Missed out on the 40th anniversary of independence celebration ceremony on Sunday. The king was there, and I think Mugabe had been invited to attend, but snubbed them over swazilands involvement in talks concerning at power-sharing agreement between zanu-pf and the opposition. I wasn’t up in time as I’d thought everyone was just going to church, and the actual significance of the day wasn’t explained to me until it was too late. So I explored the beautiful garden here at Lidwala (saw 2 types of lizard, butterflies and lots of birds amongst the boulders and flower beds), meditated, cooked, wrote, and recovered from my first week of manual labour. Tried the local internet café to get photos off camera but no joy.
I’ve found out I could have booked directly through All Out Africa rather than through I-to-I and saved several hundred pounds. I would definitely recommend that anyone thinking of coming here does that. I-to-I provide v little benefit, especially in such a stable country.
On the subject of security, something I didn’t realise before getting here is the risk of muggings. No one goes out walking after dark, you have to get a taxi. There have been muggings quite close-by within the last month. There was even a break in at Lidwala a few weeks ago involving guards being tied up by men with machetes. Sefiso woke up with people in his tent and was punched a couple of times. Security has since been beefed up and we lock the doors of our dorm at night.

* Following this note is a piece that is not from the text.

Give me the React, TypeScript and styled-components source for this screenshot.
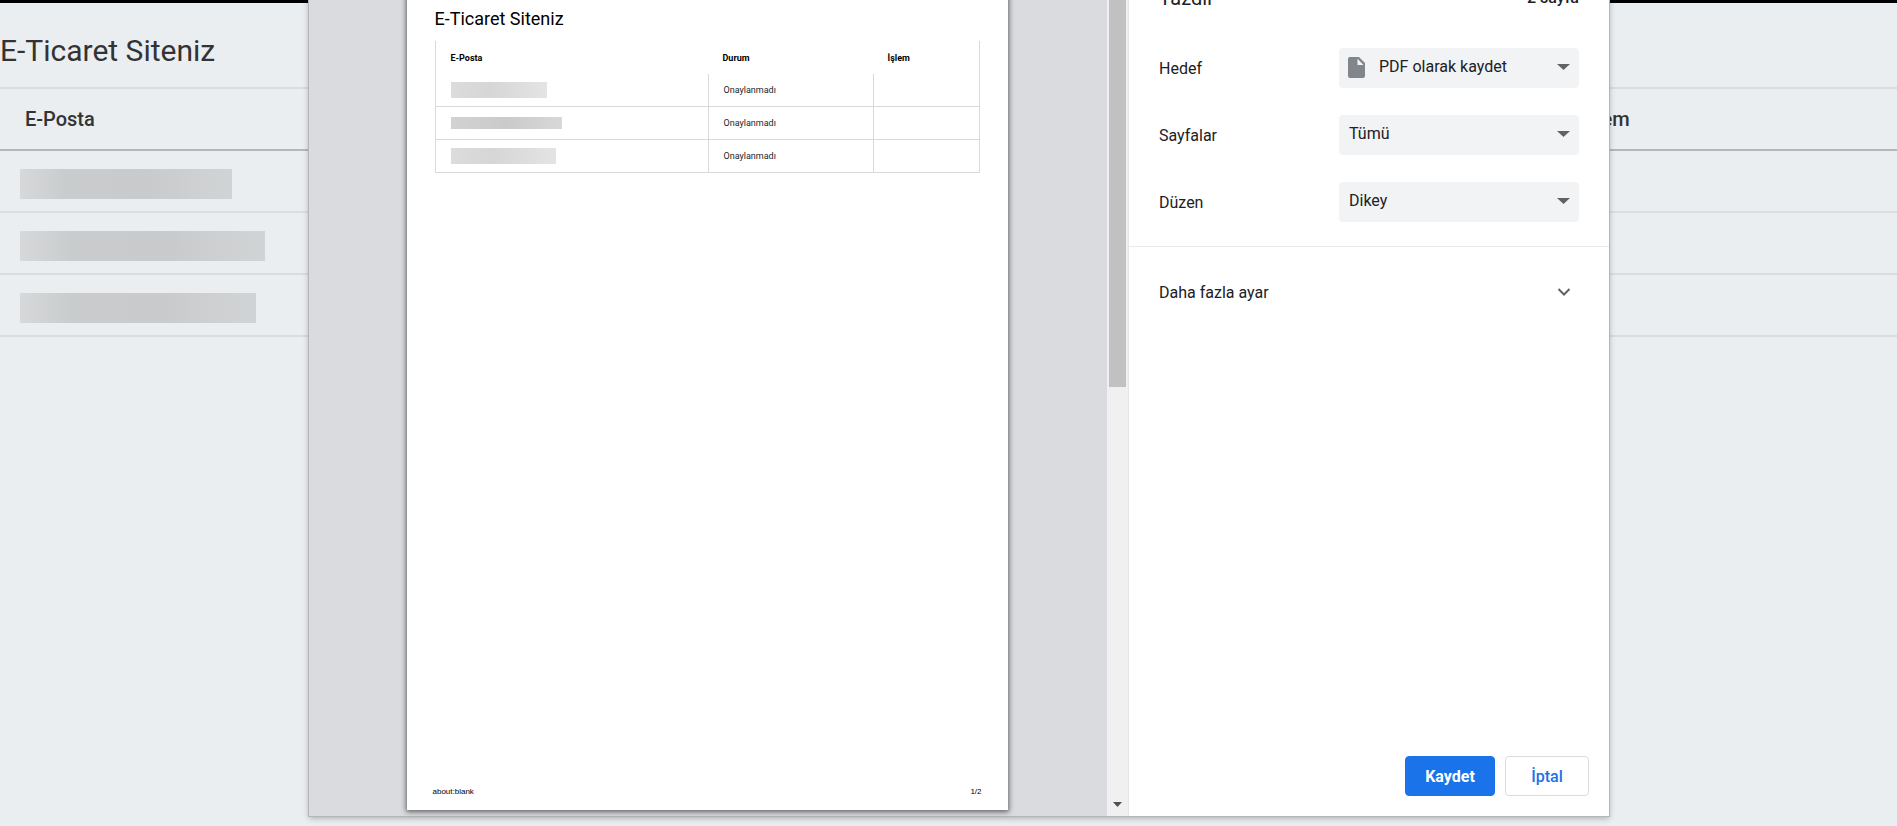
import React from "react";
import styled, { createGlobalStyle } from "styled-components";

const GlobalStyle = createGlobalStyle`
  *, *::before, *::after { box-sizing: border-box; }
  body {
    margin: 0;
    background: #eaeef1;
    color: #333;
    font-family: Roboto, "Liberation Sans", sans-serif;
  }
`;

const Page = styled.div`
  position: relative;
  min-height: 100vh;
  overflow: hidden;
`;

const SiteHeader = styled.header`
  border-top: 3px solid #000;
  padding: 30px 0 18px;
`;

const SiteTitle = styled.h1`
  margin: 0;
  font-size: 30px;
  line-height: 36px;
  font-weight: 400;
`;

const SiteTable = styled.table`
  width: 100%;
  border-spacing: 0;
  border-top: 2px solid #dcdcdc;
  table-layout: fixed;
`;

const SiteHeadCell = styled.th<{ $width: string }>`
  width: ${(p) => p.$width};
  height: 62px;
  padding: 0 25px;
  border-bottom: 2px solid #b7b7b7;
  font-size: 20px;
  font-weight: 500;
  text-align: left;
`;

const SiteCell = styled.td`
  height: 62px;
  padding: 18px 20px 0;
  border-bottom: 2px solid #dcdcdc;
  vertical-align: top;
`;

const SiteMask = styled.div<{ $width: number }>`
  width: ${(p) => p.$width}px;
  height: 30px;
  background: linear-gradient(90deg, #d6d8da, #c9cccd 22%, #c9cacb 60%, #d1d4d6);
`;

const Overlay = styled.div`
  position: absolute;
  inset: 0;
  display: flex;
  justify-content: center;
  padding: 0 0 10px 21px;
`;

const Dialog = styled.section`
  display: flex;
  width: 1300px;
  max-width: 100%;
  margin-top: -40px;
  background: #fff;
  color: #202124;
  box-shadow: 0 0 0 1px #b4b6b9, 0 2px 6px rgba(0, 0, 0, 0.3);
`;

const Preview = styled.div`
  flex: 1;
  display: flex;
  justify-content: center;
  padding: 0 2px 6px 0;
  background: #dadbdf;
`;

const Sheet = styled.article`
  display: flex;
  flex-direction: column;
  width: 601px;
  padding: 47px 28px 12px;
  background: #fff;
  color: #000;
  box-shadow: 0 1px 5px 1px rgba(0, 0, 0, 0.55);
`;

const SheetTitle = styled.h2`
  margin: 0 0 10px;
  font-size: 18px;
  line-height: 24px;
  font-weight: 400;
`;

const SheetTable = styled.table`
  width: 100%;
  table-layout: fixed;
  border-spacing: 0;
  border: solid #d9d9d9;
  border-width: 0 1px;
  font-size: 9px;
  text-align: left;
`;

const SheetHeadCell = styled.th<{ $width?: number }>`
  width: ${(p) => (p.$width ? `${p.$width}px` : "auto")};
  height: 33px;
  padding: 0 15px;
  font-weight: 700;
`;

const SheetCell = styled.td`
  height: 33px;
  padding: 0 15px;
  border-bottom: 1px solid #d9d9d9;
  color: #212529;

  & + & {
    border-left: 1px solid #d9d9d9;
  }
`;

const SheetMask = styled.div<{ $width: number; $dark?: boolean }>`
  width: ${(p) => p.$width}px;
  height: ${(p) => (p.$dark ? 12 : 16)}px;
  background: ${(p) =>
    p.$dark
      ? "linear-gradient(90deg, #d2d2d2, #cacaca 50%, #d8d8d8)"
      : "linear-gradient(90deg, #dcdcdc, #d6d6d6 40%, #e4e4e4)"};
`;

const SheetFooter = styled.footer`
  display: flex;
  justify-content: space-between;
  margin: auto -2px 0;
  font-family: "Liberation Sans", Arial, sans-serif;
  font-size: 8px;
  line-height: 12px;
`;

const Scrollbar = styled.div`
  display: flex;
  flex-direction: column;
  justify-content: space-between;
  align-items: center;
  width: 22px;
  padding: 0 3px 9px 2px;
  background: #f0f0f0;
  border-right: 1px solid #e4e5e7;
`;

const Thumb = styled.div`
  width: 17px;
  height: 427px;
  background: #c1c1c1;
`;

const Sidebar = styled.div`
  display: flex;
  flex-direction: column;
  width: 480px;
  padding-top: 26px;
`;

const SidebarHeader = styled.div`
  display: flex;
  justify-content: space-between;
  align-items: center;
  height: 24px;
  margin-bottom: 38px;
  padding: 0 30px;
`;

const SidebarTitle = styled.h2`
  margin: 0;
  font-size: 20px;
  line-height: 24px;
  font-weight: 400;
`;

const PageCount = styled.span`
  font-size: 16px;
  line-height: 24px;
  font-weight: 500;
`;

const Settings = styled.div`
  display: flex;
  flex-direction: column;
  gap: 27px;
  padding: 0 30px 24px;
  border-bottom: 1px solid #e8eaed;
`;

const SettingRow = styled.div`
  display: flex;
  justify-content: space-between;
  align-items: center;
  font-size: 16px;
`;

const SelectBox = styled.div`
  position: relative;
  width: 240px;
  height: 40px;
`;

const Select = styled.select<{ $icon?: boolean }>`
  appearance: none;
  width: 100%;
  height: 100%;
  margin: 0;
  padding: 0 32px 3px ${(p) => (p.$icon ? 40 : 10)}px;
  border: 0;
  border-radius: 4px;
  background: #f1f3f4;
  color: #202124;
  font-family: inherit;
  font-size: 16px;
`;

const SelectArrow = styled.svg`
  position: absolute;
  top: 16px;
  right: 9px;
  pointer-events: none;
`;

const FileIcon = styled.svg`
  position: absolute;
  top: 9px;
  left: 9px;
  pointer-events: none;
`;

const MoreButton = styled.button`
  display: flex;
  justify-content: space-between;
  align-items: center;
  height: 90px;
  padding: 0 38px 0 30px;
  border: 0;
  background: none;
  color: #202124;
  font-family: inherit;
  font-size: 16px;
`;

const Actions = styled.div`
  display: flex;
  justify-content: flex-end;
  gap: 10px;
  margin-top: auto;
  padding: 20px;
`;

const ActionButton = styled.button<{ $primary?: boolean }>`
  height: 40px;
  width: ${(p) => (p.$primary ? 90 : 84)}px;
  padding: 0;
  border: 1px solid ${(p) => (p.$primary ? "#1a73e8" : "#dadce0")};
  border-radius: 4px;
  background: ${(p) => (p.$primary ? "#1a73e8" : "#fff")};
  color: ${(p) => (p.$primary ? "#fff" : "#1a73e8")};
  font-family: inherit;
  font-size: 16px;
  font-weight: ${(p) => (p.$primary ? 700 : 500)};
`;

const siteRows = [212, 245, 236];

const sheetRows = [
  { width: 96 },
  { width: 111, dark: true },
  { width: 105 },
];

const settings = [
  { id: "hedef", label: "Hedef", value: "PDF olarak kaydet", icon: true },
  { id: "sayfalar", label: "Sayfalar", value: "Tümü" },
  { id: "duzen", label: "Düzen", value: "Dikey" },
];

export default function App() {
  return (
    <>
      <GlobalStyle />
      <Page>
        <SiteHeader>
          <SiteTitle>E-Ticaret Siteniz</SiteTitle>
        </SiteHeader>
        <SiteTable>
          <thead>
            <tr>
              <SiteHeadCell $width="50%">E-Posta</SiteHeadCell>
              <SiteHeadCell $width="32%" />
              <SiteHeadCell $width="18%">İşlem</SiteHeadCell>
            </tr>
          </thead>
          <tbody>
            {siteRows.map((width) => (
              <tr key={width}>
                <SiteCell>
                  <SiteMask $width={width} />
                </SiteCell>
                <SiteCell />
                <SiteCell />
              </tr>
            ))}
          </tbody>
        </SiteTable>

        <Overlay>
          <Dialog role="dialog" aria-labelledby="print-title">
            <Preview>
              <Sheet>
                <SheetTitle>E-Ticaret Siteniz</SheetTitle>
                <SheetTable>
                  <thead>
                    <tr>
                      <SheetHeadCell>E-Posta</SheetHeadCell>
                      <SheetHeadCell $width={165}>Durum</SheetHeadCell>
                      <SheetHeadCell $width={106}>İşlem</SheetHeadCell>
                    </tr>
                  </thead>
                  <tbody>
                    {sheetRows.map((row) => (
                      <tr key={row.width}>
                        <SheetCell>
                          <SheetMask $width={row.width} $dark={row.dark} />
                        </SheetCell>
                        <SheetCell>Onaylanmadı</SheetCell>
                        <SheetCell />
                      </tr>
                    ))}
                  </tbody>
                </SheetTable>
                <SheetFooter>
                  <span>about:blank</span>
                  <span>1/2</span>
                </SheetFooter>
              </Sheet>
            </Preview>
            <Scrollbar>
              <Thumb />
              <svg width="9" height="5" viewBox="0 0 9 5" aria-hidden="true">
                <path d="M0 0h9L4.500 5z" fill="#505050" />
              </svg>
            </Scrollbar>
            <Sidebar>
              <SidebarHeader>
                <SidebarTitle id="print-title">Yazdır</SidebarTitle>
                <PageCount>2 sayfa</PageCount>
              </SidebarHeader>
              <Settings>
                {settings.map((s) => (
                  <SettingRow key={s.id}>
                    <label htmlFor={s.id}>{s.label}</label>
                    <SelectBox>
                      <Select id={s.id} $icon={s.icon}>
                        <option>{s.value}</option>
                      </Select>
                      {s.icon && (
                        <FileIcon width="17" height="21" viewBox="0 0 17 21" aria-hidden="true">
                          <path
                            d="M2 0h9l6 6v13a2 2 0 0 1-2 2H2a2 2 0 0 1-2-2V2a2 2 0 0 1 2-2zM9.500 1.800V8h6z"
                            fill="#80868b"
                            fillRule="evenodd"
                          />
                        </FileIcon>
                      )}
                      <SelectArrow width="13" height="6" viewBox="0 0 13 6" aria-hidden="true">
                        <path d="M0 0h13L6.500 6z" fill="#5f6368" />
                      </SelectArrow>
                    </SelectBox>
                  </SettingRow>
                ))}
              </Settings>
              <MoreButton type="button" aria-expanded="false">
                Daha fazla ayar
                <svg width="14" height="8" viewBox="0 0 14 8" fill="none" aria-hidden="true">
                  <path d="M1.500 1L7 6.500L12.500 1" stroke="#5f6368" strokeWidth="2" />
                </svg>
              </MoreButton>
              <Actions>
                <ActionButton type="button" $primary>
                  Kaydet
                </ActionButton>
                <ActionButton type="button">İptal</ActionButton>
              </Actions>
            </Sidebar>
          </Dialog>
        </Overlay>
      </Page>
    </>
  );
}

On Monday a backpacker called Hareish (sorry for spelling!) from singapore arrived at the lodge, planning on staying for a couple of nights. He said he’d like to climb the peak behind the lodge to watch the sunset and seeing as I’d been planning on hiking up there at some point, I thought I’d join him. One of the girls set off with us too, but dropped out after ½ hour. Just as well given what happened later. Found our way to the top ok, watched a beautiful sunset over a stunning mountainous panorama then headed back down. We were ¾ of the way home, making good time as dusk fell. Then it went dark and we were lost. We lost the path we’d been following and had to hack our way through head-high brambles to the closest light we could see. Once or twice, when it seemed there was no way back or forwards, I thought we might have to spend the night up there. We inched forward through the brush, getting shredded over every inch of our legs and arms. We were almost across a ravine to reach the light when we were confronted by a final trial: a thick, dense vine covered in inch long vicious spikes. The relief on reaching the compound the light was coming from was immense, and from there, with a little help from a very kind and slightly amused security guard, we found our way back to the main road and got home. The risk of mugging on the walk back to the lodge paled beside what we had been through. A couple of days later, and the general rash has now gone down, leaving the pink scars all over my arms showing-up in contrast against the white skin.